О Левине можно сказать, что в нем Толстой изобразил самого себя, но без своего писательского дара. В результате получился умный, совестливый, «ищущий» герой, обреченный тем не менее заниматься сельским хозяйством изо дня в день, напоминая нам, жившим в другое время, хорошего председателя колхоза. Вообще Толстой плохо понимал, как справляются с жизнью люди, лишенные творческого дара. Известно, как он сам изнывал, мучился, не находил себе места в периоды писательского молчания.
Может быть, поэтому многие персонажи в романе пишут книги, статьи, научные, философские, экономические сочинения, беллетристику? Впрочем, успеха на этом поприще не добиваются. Вот озлобленный по причине неудач своего сочинительства Голенищев, с которым Вронский и Анна сталкиваются за границей: «„Да, я пишу вторую часть „Двух начал“… то есть, чтобы быть точным, я не пишу еще, подготовляю, собираю материалы. Она будет гораздо обширнее и захватит почти все вопросы…“ — Вронскому было… неловко за то, что он не знал и первой статьи о „Двух началах“…»
Вот Сергей Иванович Кознышев, издавший книгу «Опыт обзора основ и форм государственности в Европе и в России», — «но прошла неделя, другая, третья, и в обществе не было заметно никакого впечатления».
Левин тоже пишет: «Это надо записать, — подумал он. — Это должно составить краткое введение, которое я прежде считал ненужным». Он бы и написал свой труд, посвященный правильным формам организации сельского труда, — помешала женитьба и поглощенность самим трудом, не оставлявшим времени на обдумывание и описание его организации.

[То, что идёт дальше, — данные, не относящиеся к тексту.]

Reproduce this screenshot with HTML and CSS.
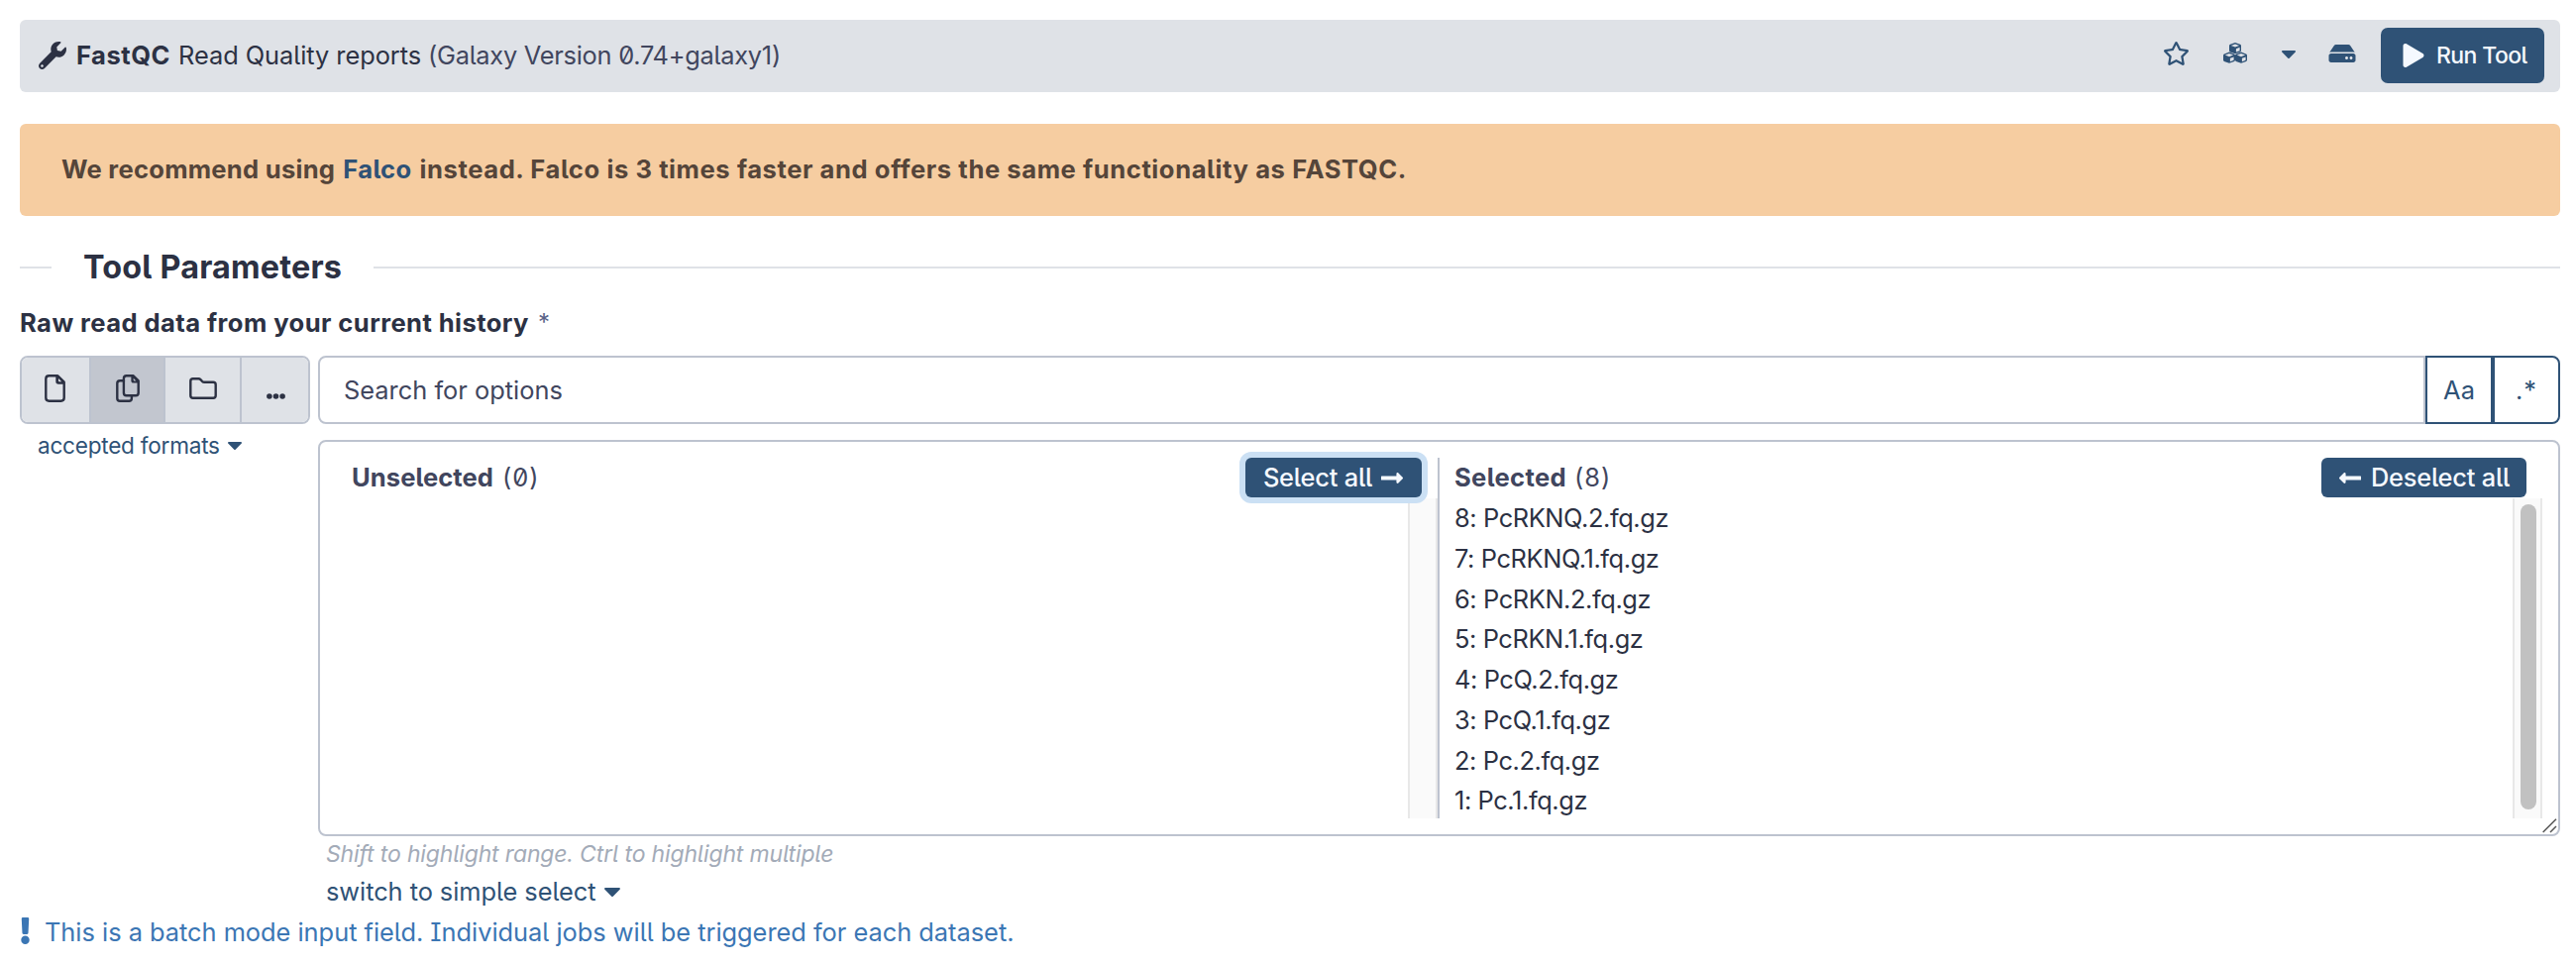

«Детскую книгу», «роман для детей» пишет Анна Каренина. «Она пишет детскую книгу, — рассказывает Облонский Левину, — и никому не говорит про это, но мне читала, и я давал рукопись Воркуеву… знаешь, этот издатель… и сам он писатель, кажется. Он знает толк, и он говорит, что это замечательная вещь». Впрочем, Анна по этому поводу не обольщается: «„Мое писанье — это вроде тех корзиночек из резьбы, которые мне продавала, бывало, Лиза Мерцалова из острогов“, — обратилась она к Левину».